◆ Data block ◆

╔══

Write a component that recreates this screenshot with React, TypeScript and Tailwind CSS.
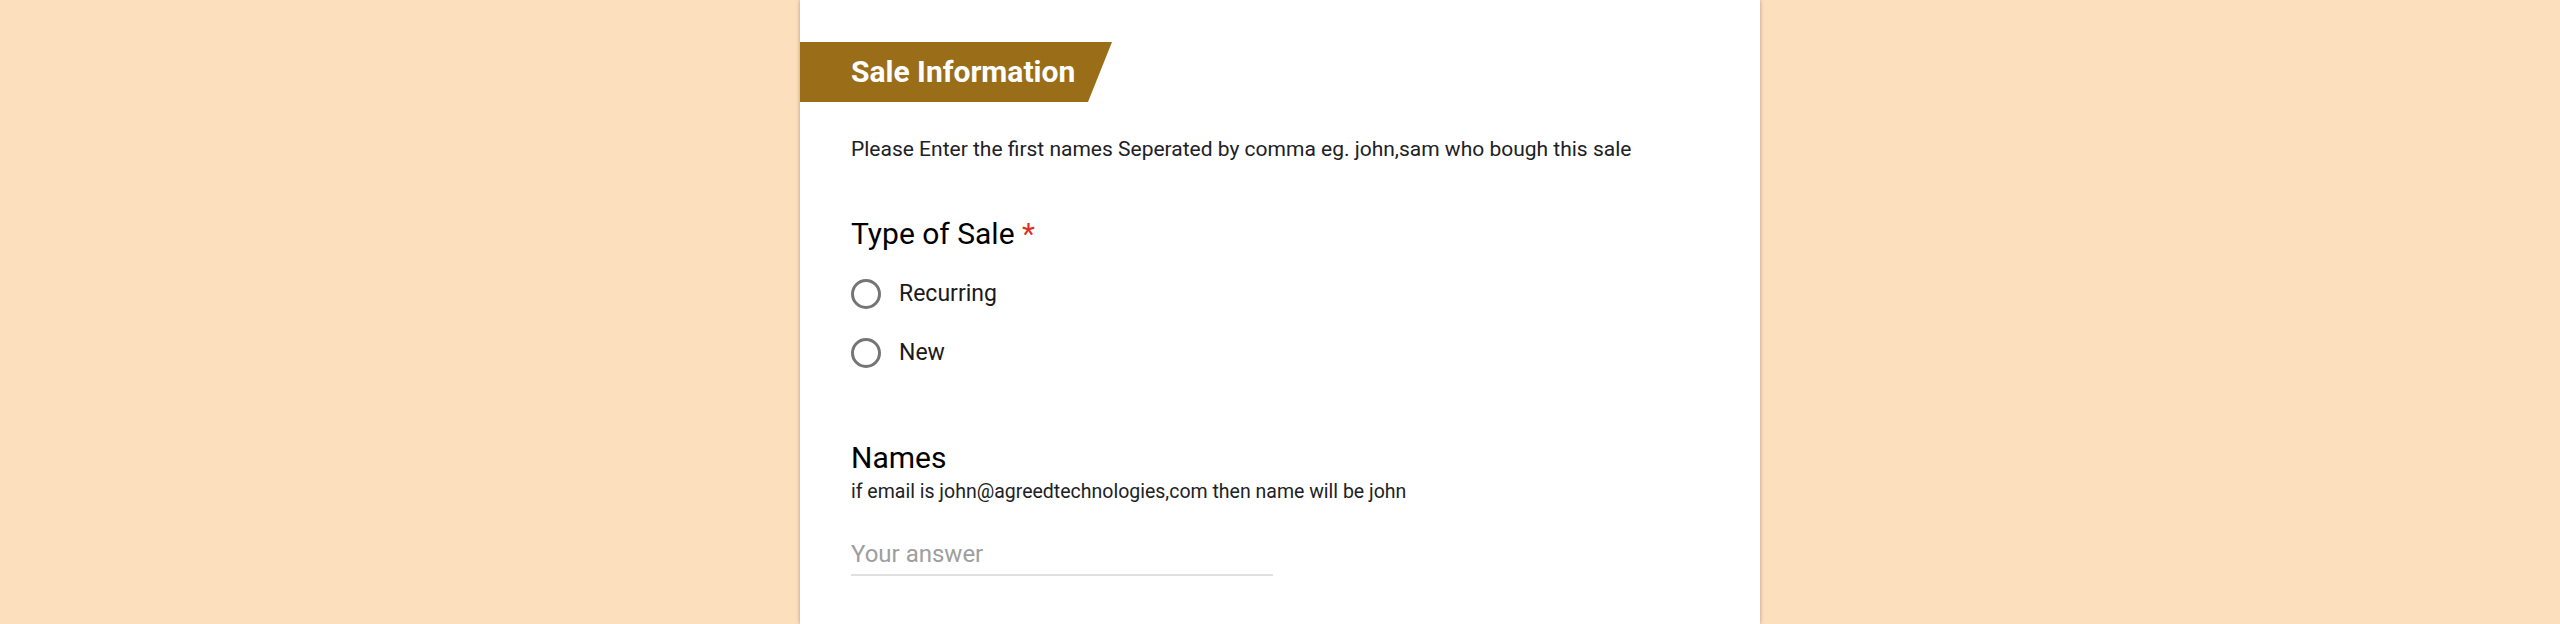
import { useState } from 'react';

const options = ['Recurring', 'New'];

export default function App() {
  const [saleType, setSaleType] = useState('');
  const [names, setNames] = useState('');

  return (
    <div className="min-h-screen flex justify-center bg-[#fcdfbd] font-['Roboto','Liberation_Sans',sans-serif]">
      <div className="w-[960px] min-h-[624px] bg-white shadow-[0_0_4px_rgba(0,0,0,0.3)] pt-[42px]">
        <div className="w-[312px] h-[60px] bg-[#9a6e19] flex items-center pl-[51px] [clip-path:polygon(0_0,100%_0,calc(100%-24px)_100%,0_100%)]">
          <h2 className="text-[30px] leading-[36px] font-bold text-white">Sale Information</h2>
        </div>

        <div className="pl-[51px] pr-[51px]">
          <p className="mt-[34px] text-[21px] leading-[26px] text-[#202124]">
            Please Enter the first names Seperated by comma eg. john,sam who bough this sale
          </p>

          <div className="mt-[54px]">
            <div className="text-[30px] leading-[36px] text-black">
              Type of Sale <span className="text-[#d93025]">*</span>
            </div>
            <div className="mt-[12px]">
              {options.map(opt => (
                <label key={opt} className="h-[59px] flex items-center cursor-pointer">
                  <input
                    type="radio"
                    name="saleType"
                    value={opt}
                    checked={saleType === opt}
                    onChange={() => setSaleType(opt)}
                    className="sr-only"
                  />
                  <span className="w-[30px] h-[30px] rounded-full border-[3px] border-[#757575] flex items-center justify-center">
                    {saleType === opt && <span className="w-[14px] h-[14px] rounded-full bg-[#9a6e19]" />}
                  </span>
                  <span className="ml-[18px] text-[23px] leading-[26px] text-[#1a1a1a]">{opt}</span>
                </label>
              ))}
            </div>
          </div>

          <div className="mt-[60px]">
            <div className="text-[30px] leading-[32px] text-black">Names</div>
            <div className="mt-[7px] text-[19.5px] leading-[22px] text-[#202124]">
              if email is john@agreedtechnologies,com then name will be john
            </div>
            <input
              type="text"
              value={names}
              onChange={e => setNames(e.target.value)}
              placeholder="Your answer"
              className="mt-[37px] block w-[422px] h-[36px] pb-[6px] text-[24px] leading-[28px] text-[#202124] placeholder:text-[#9e9e9e] border-b-2 border-[#e0e0e0] outline-none"
            />
          </div>
        </div>
      </div>
    </div>
  );
}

╚══

◆ What the task requires ◆
Copy the listing exactly. Any image in it stays out of the copy.

◆ Exercise result ◆
Write a component that recreates this screenshot with React, TypeScript and Tailwind CSS.
import { useState } from 'react';

const options = ['Recurring', 'New'];

export default function App() {
  const [saleType, setSaleType] = useState('');
  const [names, setNames] = useState('');

  return (
    <div className="min-h-screen flex justify-center bg-[#fcdfbd] font-['Roboto','Liberation_Sans',sans-serif]">
      <div className="w-[960px] min-h-[624px] bg-white shadow-[0_0_4px_rgba(0,0,0,0.3)] pt-[42px]">
        <div className="w-[312px] h-[60px] bg-[#9a6e19] flex items-center pl-[51px] [clip-path:polygon(0_0,100%_0,calc(100%-24px)_100%,0_100%)]">
          <h2 className="text-[30px] leading-[36px] font-bold text-white">Sale Information</h2>
        </div>

        <div className="pl-[51px] pr-[51px]">
          <p className="mt-[34px] text-[21px] leading-[26px] text-[#202124]">
            Please Enter the first names Seperated by comma eg. john,sam who bough this sale
          </p>

          <div className="mt-[54px]">
            <div className="text-[30px] leading-[36px] text-black">
              Type of Sale <span className="text-[#d93025]">*</span>
            </div>
            <div className="mt-[12px]">
              {options.map(opt => (
                <label key={opt} className="h-[59px] flex items-center cursor-pointer">
                  <input
                    type="radio"
                    name="saleType"
                    value={opt}
                    checked={saleType === opt}
                    onChange={() => setSaleType(opt)}
                    className="sr-only"
                  />
                  <span className="w-[30px] h-[30px] rounded-full border-[3px] border-[#757575] flex items-center justify-center">
                    {saleType === opt && <span className="w-[14px] h-[14px] rounded-full bg-[#9a6e19]" />}
                  </span>
                  <span className="ml-[18px] text-[23px] leading-[26px] text-[#1a1a1a]">{opt}</span>
                </label>
              ))}
            </div>
          </div>

          <div className="mt-[60px]">
            <div className="text-[30px] leading-[32px] text-black">Names</div>
            <div className="mt-[7px] text-[19.5px] leading-[22px] text-[#202124]">
              if email is john@agreedtechnologies,com then name will be john
            </div>
            <input
              type="text"
              value={names}
              onChange={e => setNames(e.target.value)}
              placeholder="Your answer"
              className="mt-[37px] block w-[422px] h-[36px] pb-[6px] text-[24px] leading-[28px] text-[#202124] placeholder:text-[#9e9e9e] border-b-2 border-[#e0e0e0] outline-none"
            />
          </div>
        </div>
      </div>
    </div>
  );
}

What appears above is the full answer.